Фарфоровое лето | страница 2
Так я постепенно поняла, что сравнения с Кларой, повторявшиеся все чаще, были отнюдь не лестными для меня. Я слышала их не только тогда, когда, сама того не желая, разрушала что-то любимое мной, но и тогда, когда не хотела вставать утром с постели; когда забывала сделать домашнее задание; когда плакала, потому что ненавидела арифметику; когда приводила домой отощавшего пса; когда собирала для своей матери разноцветные стеклышки и на белой шелковой бумаге раскладывала их перед ней в день ее рождения; когда рисовала что-то непонятное для всех; когда клялась, что не солгала, а сказала лишь то, что считала правдой. «Она такая же, как Клара», — строго говорила моя бабушка. «Она такая же, как Клара», — улыбаясь, говорил дедушка Юлиус. «Она такая же, как Клара», — вздыхая, говорила бабушка Елена. «Она такая же, как Клара», — спокойно, но печально говорил отец и, не имея ни малейшего представления о Кларе, почему-то укоризненно говорила мать.
Однажды — я уже давно была замужем — эту фразу почти одновременно, с до смешного озабоченными лицами произнесли все пятеро. Я опоздала на семейную встречу, потому что бродила по воскресным безлюдным улицам, потом целый час просидела на скамейке, заглядевшись на пару диких уток, плескавшихся в маленьком пруду. Я пыталась все объяснить родным, они же — так уже частенько бывало — не поняли меня и не смогли придумать ничего лучше этого дурацкого, ненавистного сравнения. Я спокойно уселась на свое место, получила кусок пирога и кофе, расправила салфетку на коленях. Присутствующие продолжали разговор о безразличных мне и скучных вещах. На меня никто не обращал внимания. Я же вдруг вскочила, швырнула салфетку на тарелку и закричала: «Если вы еще хоть раз сравните меня с этой противной Кларой, я никогда не приду на ваши занудные сборища!»
Я знала, что это мерзко, никогда еще я не вела себя так, ведь я же любила их всех. Они сидели молча, стараясь сохранить самообладание. Первым пришел в себя отец, он строго сказал: «Хоть ты и ведешь себя отвратительно, Кристина, но мы бы без тебя очень скучали. Я понимаю: тебе не нравится сравнение с человеком, которого ты не знаешь. Поэтому прошу всех присутствующих последовать моему примеру и впредь не забывать об этом».
С тех пор меня оставили в покое. Но потом вдруг Конрад, мой муж Конрад, по досадному, но пустяковому поводу сравнил меня с Кларой. Я онемела от неожиданности, услышав это.
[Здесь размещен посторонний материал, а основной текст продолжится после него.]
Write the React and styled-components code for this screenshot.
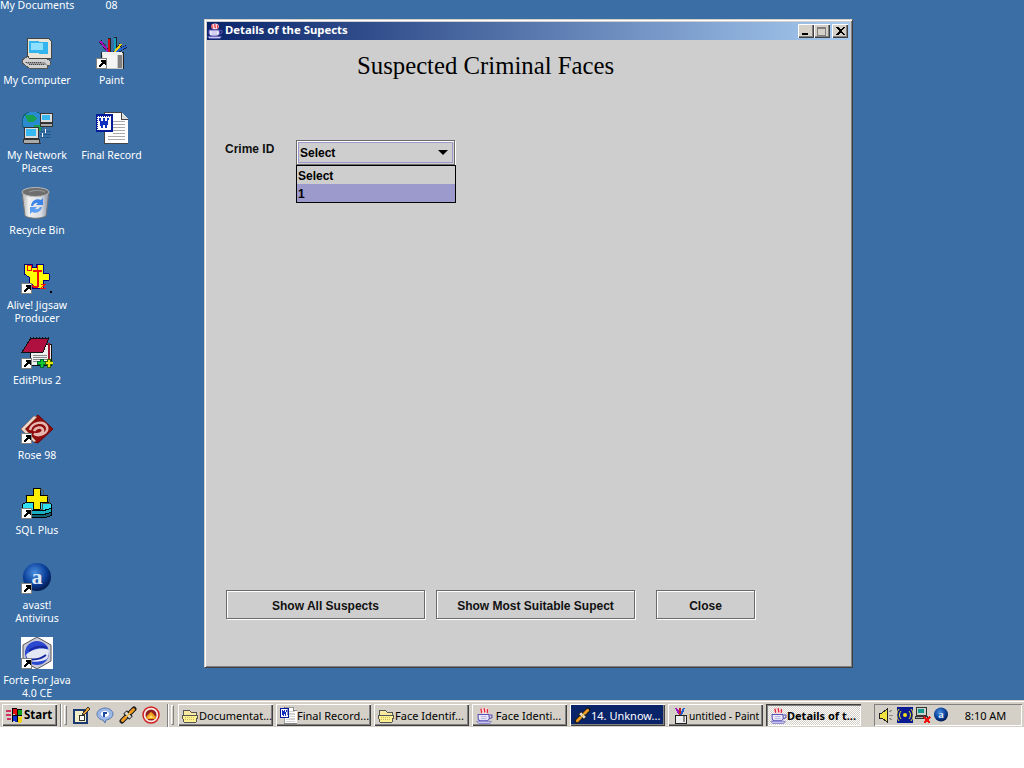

Тот день я проводила так же, как и остальные дни недели: сидела дома и пыталась хоть чем-нибудь себя занять. На этот раз стихотворением, которое я принялась сочинять во время последнего летнего отпуска, в час безделья и беззаботности. Первые строчки этого стихотворения я набросала в маленькой синей тетради. Перед обедом, когда я засовывала блузку, подарок для Агнес, в выдвижной ящик — мы им почти не пользуемся, — тетрадь попалась мне на глаза. Я радостно вскрикнула: я же совсем забыла и о тетради, и о стихотворении. Всего четыре строчки, но перечитав их, я пришла в восторг. Просто великолепно. Наспех прибираясь — ведь Агнес придет только завтра, — я таскала тетрадь с собой, но скучная уборка не располагала к сочинению стихов. И я решила взяться за дело после обеда. Завела четвертую симфонию Малера, заварила цветочный чай, взяла жирно пишущую ручку Конрада с черной пастой, которая, по его словам, придает вес каждой фразе, и начала писать. Но вдохновение не приходило. Все, что ложилось на бумагу, казалось таким вымученным, жалким. Примерно через час я торопливо перечеркнула написанное и почувствовала, что к горлу подкатывает волна, способная за секунды превратить меня из жизнерадостного, веселого человека в комок нервов. Мне очень хотелось избежать этого. Я отложила тетрадь, вскочила и оделась, чтобы выйти. Немного прогуляться по городу, что-нибудь купить — это невинное развлечение, к которому я часто и с успехом прибегала, поможет мне отвлечься. Потом зайду за Конрадом в контору.